OGH: Die in § 8 Abs 1 VerG normierte Pflicht jedes Vereins, eine entsprechende Schlichtungseinrichtung zu schaffen und seine Mitglieder zu verpflichten, im Fall einer Rechtsstreitigkeit aus dem Vereinsverhältnis diese Schlichtungseinrichtung anzurufen, ehe vor dem ordentlichen Gericht geklagt werden kann, folgt einerseits aus dem Anliegen des Gesetzgebers, die ordentlichen Gerichte nach Möglichkeit von Prozessen in Vereinssachen zu befreien. Andererseits erscheint es - wie die Gesetzesmaterialien betonen - sinnvoll, vor Anrufung des Gerichts eine derartige Schlichtung anzustreben, weil man sich auf diese Weise vorerst die Auseinandersetzung mit der mitunter schwierigen Frage, ob eine bloße Vereinsstreitigkeit oder eine Rechtsstreitigkeit aus dem Vereinsverhältnis vorliegt, erspart. Außerdem stellen in vielen Vereinen die Vereinsverhältnisse Sonderbeziehungen dar, die es angebracht erscheinen lassen, die Vereinsmitglieder vor der Anrufung eines Gerichts zu einer außergerichtlichen Streitbeilegung anzuhalten. Dadurch, dass - falls es zu keiner Beendigung des Schlichtungsverfahrens innerhalb einer Frist von sechs Monaten kommt - das ordentliche Gericht angerufen werden kann, soll eine unerwünschte Verzögerung des effektiven Rechtsschutzes vermieden werden. Die Schlichtungseinrichtung nach § 8 Abs 1 VerG ist kein Schiedsgericht nach den §§ 577 ff ZPO, kann aber als solches eingerichtet sein.

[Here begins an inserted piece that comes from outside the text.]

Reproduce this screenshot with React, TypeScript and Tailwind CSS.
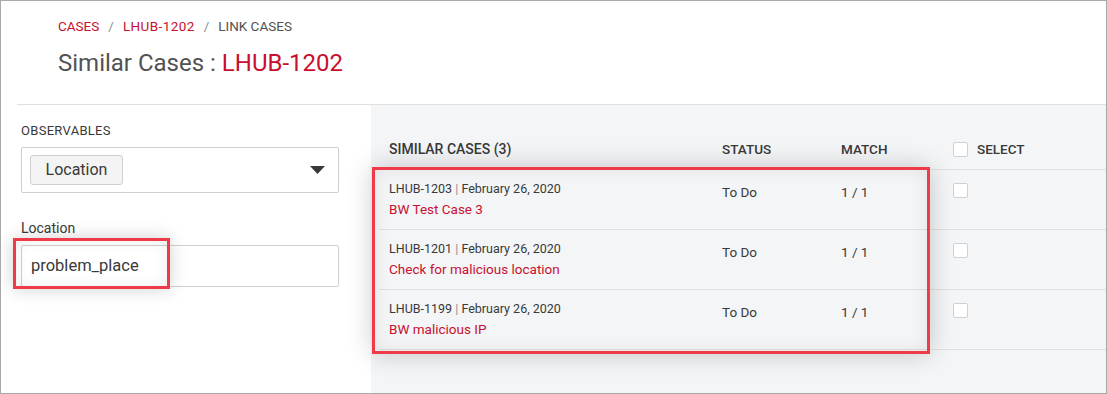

Einer Klage, die in einer Streitigkeit aus dem Vereinsverhältnis nach § 8 Abs 1 VerG vor dem Verstreichen von 6 Monaten seit Anrufung der vereinsinternen Schlichtungseinrichtung eingebracht wird, steht nicht die Einrede der mangelnden materiellen Klagbarkeit, sondern das gem § 42 Abs 1 JN in jeder Lage des Verfahrens von Amts wegen wahrzunehmende Prozesshindernis der Unzulässigkeit des Rechtswegs entgegen, es sei denn, das Schlichtungsverfahren endete bereits vor der Klagseinbringung.

Streitigkeiten aus dem Vereinsverhältnis nach § 8 Abs 1 VerG sind solche, die ihre Wurzeln in einer Vereinsmitgliedschaft haben; dazu gehören Auseinandersetzungen zwischen dem Verein und seinen Mitgliedern über Ansprüche des Vereins auf Zahlung der Mitgliedsbeiträge und auf Erbringung anderer - mit der Mitgliedschaft verknüpfter - vermögenswerter Leistungen für den Zeitraum der Vereinsmitgliedschaft, gleichviel, ob das Mitgliedsverhältnis bei Entstehen des Streitfalls noch besteht oder bereits beendet worden ist. Es liegt auf der Hand, dass auch in Streitigkeiten, in denen ein früheres Mitglied den Verein auf Rückersatz von vermögenswerten Leistungen, die in Zeiten der Vereinsmitgliedschaft erbracht wurden, in Anspruch nimmt, die vereinsinterne Schlichtungseinrichtung vor einer Anrufung des ordentlichen Gerichts zu befassen ist.